--- START ---

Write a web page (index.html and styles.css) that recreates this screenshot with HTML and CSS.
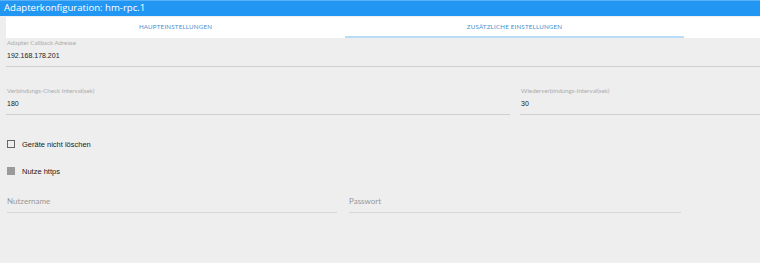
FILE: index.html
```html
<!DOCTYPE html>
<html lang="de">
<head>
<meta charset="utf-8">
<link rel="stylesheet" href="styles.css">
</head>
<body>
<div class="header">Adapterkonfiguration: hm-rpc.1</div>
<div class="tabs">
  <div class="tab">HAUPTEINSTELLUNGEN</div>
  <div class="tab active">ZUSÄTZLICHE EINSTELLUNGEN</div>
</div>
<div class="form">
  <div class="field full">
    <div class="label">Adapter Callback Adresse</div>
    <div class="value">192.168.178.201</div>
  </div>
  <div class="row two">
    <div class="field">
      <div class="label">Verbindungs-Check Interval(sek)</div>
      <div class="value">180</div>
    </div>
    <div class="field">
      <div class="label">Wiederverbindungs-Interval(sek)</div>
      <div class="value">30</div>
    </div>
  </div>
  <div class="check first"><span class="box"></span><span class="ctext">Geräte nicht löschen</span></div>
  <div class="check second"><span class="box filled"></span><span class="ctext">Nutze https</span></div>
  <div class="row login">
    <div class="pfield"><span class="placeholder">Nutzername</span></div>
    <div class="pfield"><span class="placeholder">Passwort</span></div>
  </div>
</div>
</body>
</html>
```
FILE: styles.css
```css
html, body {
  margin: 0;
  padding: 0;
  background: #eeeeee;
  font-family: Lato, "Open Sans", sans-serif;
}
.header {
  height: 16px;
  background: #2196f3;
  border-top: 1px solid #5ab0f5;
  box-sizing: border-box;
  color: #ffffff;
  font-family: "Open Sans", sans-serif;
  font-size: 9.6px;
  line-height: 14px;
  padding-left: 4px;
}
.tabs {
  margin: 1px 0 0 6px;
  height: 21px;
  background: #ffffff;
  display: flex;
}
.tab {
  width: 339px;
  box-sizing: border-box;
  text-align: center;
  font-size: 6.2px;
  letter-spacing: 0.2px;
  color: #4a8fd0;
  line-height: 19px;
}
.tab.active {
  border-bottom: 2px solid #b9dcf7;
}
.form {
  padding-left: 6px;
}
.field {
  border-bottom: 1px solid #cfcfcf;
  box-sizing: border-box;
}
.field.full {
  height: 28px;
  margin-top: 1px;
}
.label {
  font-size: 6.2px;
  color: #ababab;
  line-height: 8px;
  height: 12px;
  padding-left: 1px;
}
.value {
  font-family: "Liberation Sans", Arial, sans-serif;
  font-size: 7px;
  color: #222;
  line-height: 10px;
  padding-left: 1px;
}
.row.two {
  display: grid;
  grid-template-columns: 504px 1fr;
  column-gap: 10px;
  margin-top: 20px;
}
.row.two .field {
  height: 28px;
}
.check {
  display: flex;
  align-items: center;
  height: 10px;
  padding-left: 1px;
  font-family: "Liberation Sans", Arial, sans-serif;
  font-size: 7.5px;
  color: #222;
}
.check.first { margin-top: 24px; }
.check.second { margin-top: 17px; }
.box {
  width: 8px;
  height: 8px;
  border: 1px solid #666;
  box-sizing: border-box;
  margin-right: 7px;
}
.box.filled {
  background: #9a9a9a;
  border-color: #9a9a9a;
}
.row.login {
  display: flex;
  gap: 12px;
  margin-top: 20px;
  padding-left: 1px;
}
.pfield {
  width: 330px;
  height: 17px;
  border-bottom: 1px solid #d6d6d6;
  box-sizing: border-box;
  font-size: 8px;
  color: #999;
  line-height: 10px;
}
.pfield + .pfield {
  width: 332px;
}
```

--- END ---

THE REQUEST: Restate the whole of the material word for word without the pictures.

RESULT:
Write a web page (index.html and styles.css) that recreates this screenshot with HTML and CSS.
FILE: index.html
```html
<!DOCTYPE html>
<html lang="de">
<head>
<meta charset="utf-8">
<link rel="stylesheet" href="styles.css">
</head>
<body>
<div class="header">Adapterkonfiguration: hm-rpc.1</div>
<div class="tabs">
  <div class="tab">HAUPTEINSTELLUNGEN</div>
  <div class="tab active">ZUSÄTZLICHE EINSTELLUNGEN</div>
</div>
<div class="form">
  <div class="field full">
    <div class="label">Adapter Callback Adresse</div>
    <div class="value">192.168.178.201</div>
  </div>
  <div class="row two">
    <div class="field">
      <div class="label">Verbindungs-Check Interval(sek)</div>
      <div class="value">180</div>
    </div>
    <div class="field">
      <div class="label">Wiederverbindungs-Interval(sek)</div>
      <div class="value">30</div>
    </div>
  </div>
  <div class="check first"><span class="box"></span><span class="ctext">Geräte nicht löschen</span></div>
  <div class="check second"><span class="box filled"></span><span class="ctext">Nutze https</span></div>
  <div class="row login">
    <div class="pfield"><span class="placeholder">Nutzername</span></div>
    <div class="pfield"><span class="placeholder">Passwort</span></div>
  </div>
</div>
</body>
</html>
```
FILE: styles.css
```css
html, body {
  margin: 0;
  padding: 0;
  background: #eeeeee;
  font-family: Lato, "Open Sans", sans-serif;
}
.header {
  height: 16px;
  background: #2196f3;
  border-top: 1px solid #5ab0f5;
  box-sizing: border-box;
  color: #ffffff;
  font-family: "Open Sans", sans-serif;
  font-size: 9.6px;
  line-height: 14px;
  padding-left: 4px;
}
.tabs {
  margin: 1px 0 0 6px;
  height: 21px;
  background: #ffffff;
  display: flex;
}
.tab {
  width: 339px;
  box-sizing: border-box;
  text-align: center;
  font-size: 6.2px;
  letter-spacing: 0.2px;
  color: #4a8fd0;
  line-height: 19px;
}
.tab.active {
  border-bottom: 2px solid #b9dcf7;
}
.form {
  padding-left: 6px;
}
.field {
  border-bottom: 1px solid #cfcfcf;
  box-sizing: border-box;
}
.field.full {
  height: 28px;
  margin-top: 1px;
}
.label {
  font-size: 6.2px;
  color: #ababab;
  line-height: 8px;
  height: 12px;
  padding-left: 1px;
}
.value {
  font-family: "Liberation Sans", Arial, sans-serif;
  font-size: 7px;
  color: #222;
  line-height: 10px;
  padding-left: 1px;
}
.row.two {
  display: grid;
  grid-template-columns: 504px 1fr;
  column-gap: 10px;
  margin-top: 20px;
}
.row.two .field {
  height: 28px;
}
.check {
  display: flex;
  align-items: center;
  height: 10px;
  padding-left: 1px;
  font-family: "Liberation Sans", Arial, sans-serif;
  font-size: 7.5px;
  color: #222;
}
.check.first { margin-top: 24px; }
.check.second { margin-top: 17px; }
.box {
  width: 8px;
  height: 8px;
  border: 1px solid #666;
  box-sizing: border-box;
  margin-right: 7px;
}
.box.filled {
  background: #9a9a9a;
  border-color: #9a9a9a;
}
.row.login {
  display: flex;
  gap: 12px;
  margin-top: 20px;
  padding-left: 1px;
}
.pfield {
  width: 330px;
  height: 17px;
  border-bottom: 1px solid #d6d6d6;
  box-sizing: border-box;
  font-size: 8px;
  color: #999;
  line-height: 10px;
}
.pfield + .pfield {
  width: 332px;
}
```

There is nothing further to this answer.